**SET EXERCISE:** Print nothing but the lines from the start of the listing below through the line that contains "import React from". Do not include the pictures.

-- begin DATASET EXCERPTS --

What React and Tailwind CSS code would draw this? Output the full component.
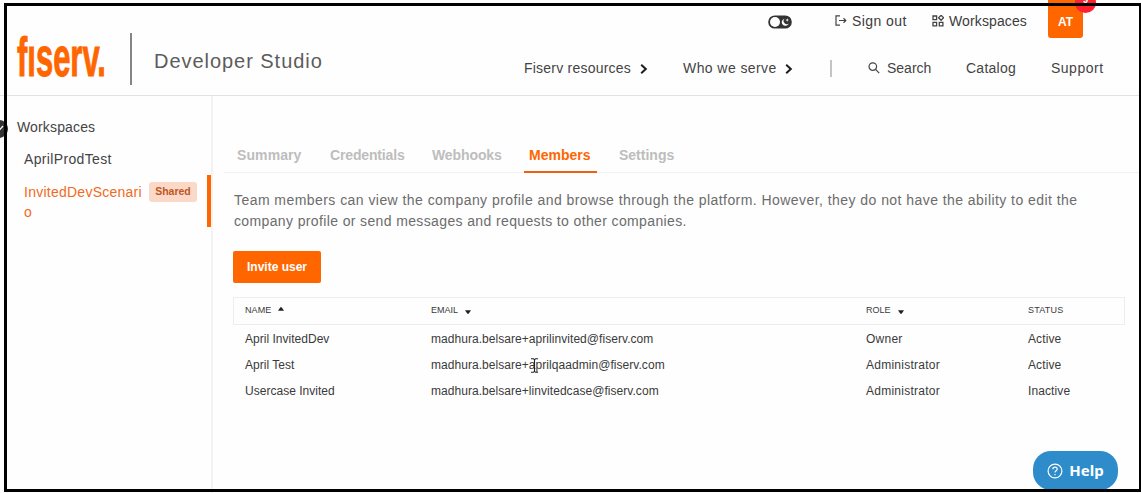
import React from "react";

const members = [
  ["April InvitedDev", "madhura.belsare+aprilinvited@fiserv.com", "Owner", "Active"],
  ["April Test", "madhura.belsare+aprilqaadmin@fiserv.com", "Administrator", "Active"],
  ["Usercase Invited", "madhura.belsare+linvitedcase@fiserv.com", "Administrator", "Inactive"],
];

function Chevron() {
  return (
    <svg className="mt-[2px] h-[10px] w-[8px] shrink-0" viewBox="0 0 8 10" fill="none" stroke="#1c1c1c" strokeWidth="2">
      <path d="M1.2 .8 5.8 5 1.2 9.2" />
    </svg>
  );
}

function Caret({ up }) {
  return (
    <svg className={up ? "mb-[4px] h-[4px] w-[6px]" : "mt-[2px] h-[4px] w-[6px]"} viewBox="0 0 6 4" fill="#222">
      <path d={up ? "M0 3.8 2.4 .2H3.6L6 3.8Z" : "M0 .2 2.4 3.8H3.6L6 .2Z"} />
    </svg>
  );
}

function Header() {
  return (
    <header className="flex h-[96px] shrink-0 border-b border-[#e3e3e3]">
      <div className="flex w-[508px] shrink-0 pl-[17px]">
        <div className="mt-[29px] h-[62px] w-[113px] shrink-0">
          <span className="block w-max origin-left scale-x-[0.553] text-[56px] leading-[56px] font-bold text-[#ff6600] [-webkit-text-stroke:1px_#ff6600]">
            fıserv.
          </span>
        </div>
        <div className="mt-[33px] h-[52px] w-[2px] bg-[#858585]" />
        <div className="mt-[49px] ml-[22px] text-[20px] leading-[24px] tracking-[0.96px] whitespace-nowrap text-[#5c5c5c]">
          Developer Studio
        </div>
      </div>
      <div className="flex flex-1 flex-col">
        <div className="flex h-[41px] items-center pl-[260px]">
          <svg className="mt-[2px] h-[14px] w-[24px] shrink-0" viewBox="0 0 24 14">
            <rect x=".2" y=".4" width="23.6" height="13.2" rx="6.6" fill="#333" />
            <circle cx="7" cy="7" r="5" fill="#fff" />
            <path d="M16.7 3.7a3.6 3.6 0 1 0 4.1 4.7 3.1 3.1 0 0 1-4.1-4.7Z" fill="#fff" />
            <path d="m19.2 3.2.5 1.3 1.3.5-1.3.5-.5 1.3-.5-1.3-1.3-.5 1.3-.5Z" fill="#fff" />
          </svg>
          <svg className="ml-[43px] h-[11px] w-[12px] shrink-0" viewBox="0 0 12 11" fill="none" stroke="#444" strokeWidth="1.2">
            <path d="M5 .8H1v9.4h4M4 5.5h6.6M8.5 3.3l2.3 2.2-2.3 2.2" />
          </svg>
          <span className="ml-[5px] w-[80px] shrink-0 text-[14px] leading-5 tracking-[0.42px] whitespace-nowrap text-[#3c3c3c]">Sign out</span>
          <svg className="h-[12px] w-[12px] shrink-0" viewBox="0 0 12 12" fill="none" stroke="#444" strokeWidth="1.3">
            <path d="M1 1h3.6v3.6H1zM1 7.3h3.6v3.6H1zM7.3 7.3h3.6v3.6H7.3zM9.1.3l2.5 2.5-2.5 2.5-2.5-2.5z" />
          </svg>
          <span className="ml-[5px] w-[99px] shrink-0 text-[14px] leading-5 tracking-[0.12px] whitespace-nowrap text-[#3c3c3c]">Workspaces</span>
          <div className="relative -mt-[6px] h-[41px] w-[35px] shrink-0 rounded-[3px] bg-[#ff6600] pt-[15px] text-center text-[12px] leading-5 font-bold text-white">
            AT
            <span className="absolute -top-[5px] left-[27px] h-[21px] w-[21px] rounded-full bg-[#ff1f2d] text-[10px] leading-[15px] font-bold text-white">9</span>
          </div>
        </div>
        <div className="flex h-[54px] items-center pl-[16px] text-[14px] leading-5 whitespace-nowrap text-[#444]">
          <span className="w-[116px] shrink-0 tracking-[0.22px]">Fiserv resources</span>
          <Chevron />
          <span className="ml-[35px] w-[102px] shrink-0 tracking-[0.42px]">Who we serve</span>
          <Chevron />
          <div className="ml-[37px] h-[17px] w-[2px] shrink-0 bg-[#c4c4c4]" />
          <svg className="ml-[36px] h-[12px] w-[12px] shrink-0" viewBox="0 0 12 12" fill="none" stroke="#444" strokeWidth="1.2">
            <circle cx="4.8" cy="4.6" r="3.8" />
            <path d="m7.6 7.4 3.6 3.8" />
          </svg>
          <span className="ml-[7px] w-[79px] shrink-0">Search</span>
          <span className="w-[85px] shrink-0 tracking-[0.25px]">Catalog</span>
          <span className="tracking-[0.5px]">Support</span>
        </div>
      </div>
    </header>
  );
}

function Sidebar() {
  return (
    <aside className="flex w-[213px] shrink-0 flex-col border-r-2 border-[#f3f3f3] text-[14px] text-[#444]">
      <div className="mt-[21px] flex h-[20px] items-center">
        <div className="-ml-[11px] mt-[3px] flex h-[18px] w-[19px] items-center justify-end rounded-full bg-[#333] pr-[4px]">
          <svg className="h-[7px] w-[8px]" viewBox="0 0 8 7" fill="none" stroke="#fff" strokeWidth="1.3">
            <path d="m1 3.5 2 2L7 1" />
          </svg>
        </div>
        <span className="ml-[9px] tracking-[0.15px]">Workspaces</span>
      </div>
      <div className="mt-[12px] ml-[24px] h-[20px] leading-5 tracking-[0.35px]">AprilProdTest</div>
      <div className="mt-[6px] flex h-[52px] justify-between">
        <div className="flex pt-[7px] pl-[24px]">
          <span className="w-[125px] leading-[20px] tracking-[0.25px] text-[#f26a1b]">
            InvitedDevScenari
            <br />o
          </span>
          <span className="flex h-[20px] w-[48px] items-center justify-center rounded-[3px] bg-[#fbd9c8] text-[10.5px] font-bold text-[#bf5620]">
            Shared
          </span>
        </div>
        <div className="w-[4px] bg-[#ff6600]" />
      </div>
    </aside>
  );
}

function MemberTable() {
  return (
    <section className="mt-[14px] ml-[20px] w-[892px]">
      <div className="flex h-[28px] items-center border border-[#ededed] pl-[11px] text-[9px] text-[#3a3a3a]">
        <div className="flex w-[186px] items-center gap-[7px] tracking-[0.1px]">NAME <Caret up /></div>
        <div className="flex w-[435px] items-center gap-[7px]">EMAIL <Caret /></div>
        <div className="flex w-[162px] items-center gap-[7px]">ROLE <Caret /></div>
        <div className="tracking-[0.2px]">STATUS</div>
      </div>
      {members.map(([name, email, role, status]) => (
        <div key={name} className="flex h-[26px] items-center pt-[2px] pl-[12px] text-[12px] whitespace-nowrap text-[#3a3a3a]">
          <span className="w-[186px] shrink-0 tracking-[0.02px]">{name}</span>
          <span className="w-[435px] shrink-0 tracking-[0.05px]">{email}</span>
          <span className="w-[162px] shrink-0 tracking-[0.25px]">{role}</span>
          <span className="tracking-[0.1px]">{status}</span>
        </div>
      ))}
    </section>
  );
}

function Main() {
  return (
    <main className="flex flex-1 flex-col">
      <nav className="mt-[42px] ml-[11px] flex h-[35px] border-b border-[#f1f1f1] pl-[13px] text-[14px] leading-[34px] font-bold whitespace-nowrap text-[#bdbdbd]">
        <span className="w-[93px] tracking-[0.1px]">Summary</span>
        <span className="w-[102px] tracking-[-0.15px]">Credentials</span>
        <span className="w-[92px] tracking-[-0.1px]">Webhooks</span>
        <span className="h-[35px] w-[73px] border-b-2 border-[#ee5f12] pl-[5px] text-[#ff6600]">Members</span>
        <span className="ml-[22px]">Settings</span>
      </nav>
      <p className="mt-[17px] ml-[21px] text-[14px] leading-[21px] whitespace-nowrap text-[#6c6c6c]">
        <span className="tracking-[0.445px]">
          Team members can view the company profile and browse through the platform. However, they do not have the ability to edit the
        </span>
        <br />
        <span className="tracking-[0.37px]">company profile or send messages and requests to other companies.</span>
      </p>
      <button className="mt-[19px] ml-[20px] h-[32px] w-[88px] rounded-[2px] bg-[#ff6600] text-[12px] font-bold text-white">
        Invite user
      </button>
      <MemberTable />
    </main>
  );
}

export default function App() {
  return (
    <div className="relative flex h-[493px] w-[1141px] flex-col overflow-hidden bg-[#fefefe] font-['Liberation_Sans',Arial,sans-serif]">
      <Header />
      <div className="flex flex-1">
        <Sidebar />
        <Main />
      </div>
      <svg className="absolute top-[358px] left-[530px] h-[15px] w-[9px]" viewBox="0 0 9 15" fill="none" stroke="#222" strokeWidth="1.1">
        <path d="M1 .8h2.4l1.1.8 1.1-.8H8M4.5 1.5v12M1 14.2h2.4l1.1-.8 1.1.8H8" />
      </svg>
      <button className="absolute top-[451px] left-[1033px] flex h-[39px] w-[85px] items-center justify-center gap-[6px] rounded-[18px] bg-[#2f8ccb] font-['Noto_Sans',sans-serif] text-[15px] font-bold text-white">
        <svg className="h-[16px] w-[16px]" viewBox="0 0 16 16" fill="none" stroke="#fff" strokeWidth="1.2">
          <circle cx="8" cy="8" r="6.9" />
          <path d="M5.8 6.3C5.8 3.2 10.2 3.4 10.2 6.1 10.2 7.8 8 7.7 8 9.6M8 11v1.2" />
        </svg>
        Help
      </button>
      <div className="pointer-events-none absolute top-[3px] left-[4px] h-[489px] w-[1137px] border-t-[3px] border-r-2 border-b-[3px] border-l-[3px] border-black" />
    </div>
  );
}
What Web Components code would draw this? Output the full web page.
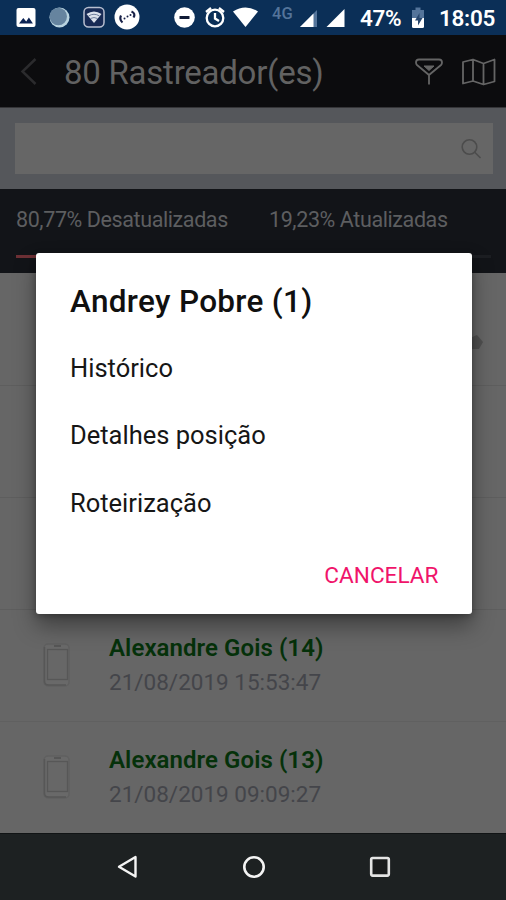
<!DOCTYPE html>
<html lang="pt-BR">
<head>
<meta charset="utf-8">
<title>Rastreadores</title>
<style>
html,body{margin:0;padding:0;background:#666}
body{width:506px;height:900px;overflow:hidden;font-family:Roboto,"Noto Sans",sans-serif}
</style>
</head>
<body>
<tracker-app></tracker-app>
<script>
function define(name, html) {
  const t = document.createElement('template');
  t.innerHTML = html;
  customElements.define(name, class extends HTMLElement {
    constructor() {
      super();
      this.attachShadow({ mode: 'open' }).appendChild(t.content.cloneNode(true));
    }
  });
}

define('status-bar', `
<style>
:host{display:flex;height:35px;background:#0b2f57;color:#fff;font-size:22.500px;font-weight:600;line-height:37px;white-space:nowrap}
svg{flex:none;display:block}
.g{width:33px;font-size:16.500px;line-height:27px;color:#54749a;font-weight:500;margin-left:-234px}
.p{margin-left:55px;width:54px;letter-spacing:-.4px}
.t{margin-left:25px;letter-spacing:-.3px}
</style>
<svg width="506" height="35" viewBox="0 0 506 35">
  <rect x="16.500" y="8" width="19" height="19" rx="2" fill="#fff"/>
  <path d="M19 23.500l4.300-5.500 2.900 3.600 2.700-4 4 5.900z" fill="#0b2354"/>
  <circle cx="59.500" cy="17.500" r="10" fill="#b9d3df"/><circle cx="58.300" cy="16.500" r="8.700" fill="#66849f"/>
  <rect x="84" y="7.500" width="20" height="19.500" rx="4.500" fill="#172a54" stroke="#b8bfd0" stroke-width="1.500"/>
  <path d="M86.500 14q7.500-5 15 0l-7.500 9z" fill="#dce2eb"/><path d="M88.500 16q5.500-3.500 11 0M90.500 18.500q3.500-2 7 0" fill="none" stroke="#71809c"/>
  <circle cx="127" cy="17" r="12.500" fill="#fff"/>
  <path d="M121 15.500q-2 4 1.500 7" fill="none" stroke="#172047" stroke-width="2.200"/>
  <path d="M131.500 11.500q4.500 2 2 6" fill="none" stroke="#172047" stroke-width="2.200"/>
  <g fill="#172047"><circle cx="124.500" cy="18.500" r="1"/><circle cx="127.500" cy="16.500" r="1"/><circle cx="130.500" cy="15" r="1"/></g>
  <circle cx="184.500" cy="17.500" r="10.300" fill="#fff"/><rect x="179.500" y="16" width="10" height="3" rx=".5" fill="#111b36"/>
  <g fill="none" stroke="#fff" stroke-width="2.300"><circle cx="215" cy="18" r="8.300"/><path d="M215 13v5.500l4 2.500M206 12l5-4M224 12l-5-4"/></g>
  <path d="M233 11.500q12.500-8 25 0l-12.500 15.500z" fill="#fff"/>
  <path d="M300 27L317 10v17z" fill="#54749a"/><path d="M300 27L313.500 13.500V27z" fill="#fff"/>
  <path d="M326.500 27L344.500 9v18z" fill="#fff"/>
  <path d="M412 10h3.500V7.500h5V10h3.500v8h-12z" fill="#54749a"/><path d="M412 18h12v8.500q0 1.500-1.500 1.500h-9q-1.500 0-1.500-1.500z" fill="#fff"/><path d="M419.500 13l-4.500 7.500h3v5l4.500-7.500h-3z" fill="#27466d"/>
</svg>
<span class="g">4G</span><span class="p">47%</span><span class="t">18:05</span>
`);

define('app-header', `
<style>
:host{display:flex;box-sizing:border-box;height:73px;background:#0c0c0e;color:#626262;padding:0 10px 0 19px;border-bottom:1px solid #353538}
svg{flex:none;display:block;overflow:visible}
h1{margin:0 0 0 25px;width:351px;font-size:33px;font-weight:400;line-height:75px;letter-spacing:-.25px;white-space:nowrap}
</style>
<svg width="20" height="72" viewBox="19 35 20 72"><path d="M35.500 59L22.500 71.500l13 12.500" fill="none" stroke="#2b2b2d" stroke-width="2.500"/></svg>
<h1><slot></slot></h1>
<svg width="81" height="72" viewBox="415 35 81 72" fill="none" stroke="#656565" stroke-width="1.800" stroke-linejoin="round">
<path d="M419 59.500h20q3 0 3 3 0 1.500-1 2.500l-12 10-12-10q-1-1-1-2.500 0-3 3-3zM429 75v9.500"/><path d="M424 66h10l-5 4.500z" fill="#656565" stroke-width="1"/>
<path d="M463 62l10-2.500 10.500 4 11-4V81.500l-11 3L473 81l-10 2.500zM473 59.500V81M483.500 63.500v21"/></svg>
`);

define('search-box', `
<style>
:host{display:block;box-sizing:border-box;height:81px;background:#55575b;padding:15px 13px 15px 15px}
div{display:flex;justify-content:flex-end;align-items:center;height:51px;background:#666;padding-right:11px}
</style>
<div><svg width="22" height="22" viewBox="0 0 22 22" fill="none" stroke="#4c4c4c" stroke-width="1.600"><circle cx="9.500" cy="9" r="7.300"/><path d="M14.500 14l6 6"/></svg></div>
`);

define('update-stats', `
<style>
:host{display:block;box-sizing:border-box;height:84px;background:#121418;color:#5d5e60;padding:16px 15px 0 16px;font-size:21.500px;line-height:30px;letter-spacing:-.4px;white-space:nowrap}
.r{display:grid;grid-template-columns:253px 1fr}
.bar{height:3px;margin-top:20px;background:#1c1e22}
.bar i{display:block;width:80.77%;height:3px;background:#6d3035}
</style>
<div class="r"><span>80,77% Desatualizadas</span><span>19,23% Atualizadas</span></div>
<div class="bar"><i></i></div>
`);

define('tracker-row', `
<style>
:host{display:flex;box-sizing:border-box;height:112px;padding:21px 0 0 42px;border-bottom:1px solid #606060;background:#666}
svg{flex:none;display:block;margin-top:11px}
div{margin-left:38px;white-space:nowrap}
b{display:block;font-size:24px;line-height:34px;font-weight:600;letter-spacing:.07px;color:#05310a}
span{display:block;font-size:22.500px;line-height:35px;color:#44454a}
</style>
<svg width="29" height="46" viewBox="0 0 29 46"><rect x="2" y="2" width="25" height="42" rx="4" fill="#696969" stroke="#606060" stroke-width="1.500"/><path d="M2.500 5v34q0 4 4 4H24" fill="none" stroke="#575757" stroke-width="1.500"/><rect x="5.500" y="7.500" width="20" height="30" fill="#676767" stroke="#575757" stroke-width="1.300"/><path d="M12 4h7" stroke="#505050" stroke-width="1.500"/></svg>
<div><b><slot name="name"></slot></b><span><slot name="date"></slot></span></div>
`);

define('action-dialog', `
<style>
:host{display:flex;flex-direction:column;box-sizing:border-box;width:436px;height:361px;background:#fff;border-radius:3px;padding:29px 33px 0 34.500px;color:#161616;box-shadow:0 12px 22px rgba(0,0,0,.38),0 2px 6px rgba(0,0,0,.25);white-space:nowrap}
h2{margin:0 0 13px;font-size:31.500px;line-height:40px;font-weight:500;letter-spacing:.32px;color:#101010}
nav{display:flex;flex-direction:column;font-size:25.500px;line-height:67.400px}
button{font:400 22.600px/30px Roboto,sans-serif;background:none;border:0;padding:0;color:#f0146a;align-self:flex-end;margin-top:24px}
</style>
<h2><slot></slot></h2>
<nav><slot name="items"></slot></nav>
<button>CANCELAR</button>
`);

define('nav-bar', `
<style>
:host{display:flex;height:67px;background:#1d2122;border-top:1px solid #111415;box-sizing:border-box;justify-content:space-between;align-items:center;padding:0 114px 0 115px}
</style>
<svg width="24" height="26" viewBox="0 0 24 26" fill="none" stroke="#f4f4f4" stroke-width="2.400" stroke-linejoin="round"><path d="M20.500 3v19.500L4 12.750z"/></svg>
<svg width="26" height="26" viewBox="0 0 26 26" fill="none" stroke="#f4f4f4" stroke-width="2.600"><circle cx="13" cy="13" r="9.700"/></svg>
<svg width="24" height="26" viewBox="0 0 24 26" fill="#1a1c1d" stroke="#e4e4e4" stroke-width="2.600"><rect x="3.200" y="4" width="17.600" height="17.600" rx="1.500"/></svg>
`);

define('tracker-app', `
<style>
:host{display:flex;flex-direction:column;position:relative;width:506px;height:900px;overflow:hidden;background:#666}
main{height:561px;overflow:hidden}
.blank{display:flex;box-sizing:border-box;height:112px;border-bottom:1px solid #5e5e5e;background:#666}
.blank:first-child{height:113px}
.blank svg{margin:60px 0 0 470px}
tracker-row:last-child{border-bottom:0}
action-dialog{position:absolute;left:35.500px;top:253px}
</style>
<status-bar></status-bar>
<app-header>80 Rastreador(es)</app-header>
<search-box></search-box>
<update-stats></update-stats>
<main>
<div class="blank"><svg width="14" height="18" viewBox="0 0 14 18"><path d="M0 5l7-3 6 7-4 7H0z" fill="#505050"/></svg></div>
<div class="blank"></div><div class="blank"></div>
<tracker-row><span slot="name">Alexandre Gois (14)</span><span slot="date">21/08/2019 15:53:47</span></tracker-row>
<tracker-row><span slot="name">Alexandre Gois (13)</span><span slot="date">21/08/2019 09:09:27</span></tracker-row>
</main>
<nav-bar></nav-bar>
<action-dialog>Andrey Pobre (1)<span slot="items">Histórico</span><span slot="items">Detalhes posição</span><span slot="items">Roteirização</span></action-dialog>
`);
</script>
</body>
</html>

-- end DATASET EXCERPTS --

**WRITTEN ANSWER:**
What React and Tailwind CSS code would draw this? Output the full component.
import React from "react";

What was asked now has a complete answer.